Closing arguments expected in Iowa cold case murder trial

Jerry Burns, 66, of Manchester

DAVENPORT, Iowa (AP) — Multiple former police investigators and the ex-boyfriend of an 18-year-old girl killed in 1979 took the stand Thursday on the second day of a Manchester man’s murder trial.

Jerry Burns, 66, is accused of fatally stabbing Michelle Martinko on Dec. 19, 1979, in Cedar Rapids. Her body was found the next day inside her family’s car in a mall parking lot.

Burns was arrested in late 2018 after police said DNA evidence linked him to blood found on the dress of the victim and on the gear shift knob of the vehicle in which she was found.

Burns’ attorney, Leon Spies, said DNA does not tell the whole story and that the evidence will show Burns is not guilty.

The testimony in the first-degree murder trial began Wednesday in Scott County, where the trial was moved due to the publicity surrounding the case.

The first witness on the stand Thursday was Michael Wyrick, who took Martinko to prom one year and dated her for a time.
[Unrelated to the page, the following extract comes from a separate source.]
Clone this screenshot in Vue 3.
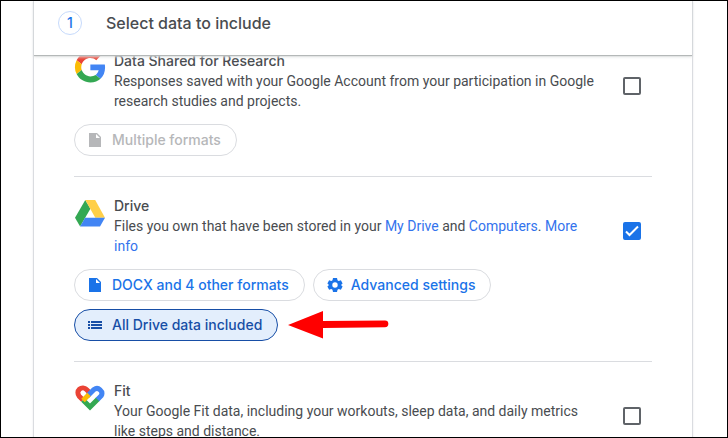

Police said one of his hairs was found in Martinko’s car, according to media reports.

Wyrick was followed by James Kinkead, a retired Cedar Rapids police officer. He found Martinko’s body in her car but was not involved in the ensuing investigation, according to a media account of his testimony.

Other former officers and investigators discussed collecting evidence at the scene and the handling of the evidence over the years.

The trial is set to resume at 9 a.m. today. If convicted, Burns faces a mandatory sentence of life in prison without the possibility of parole.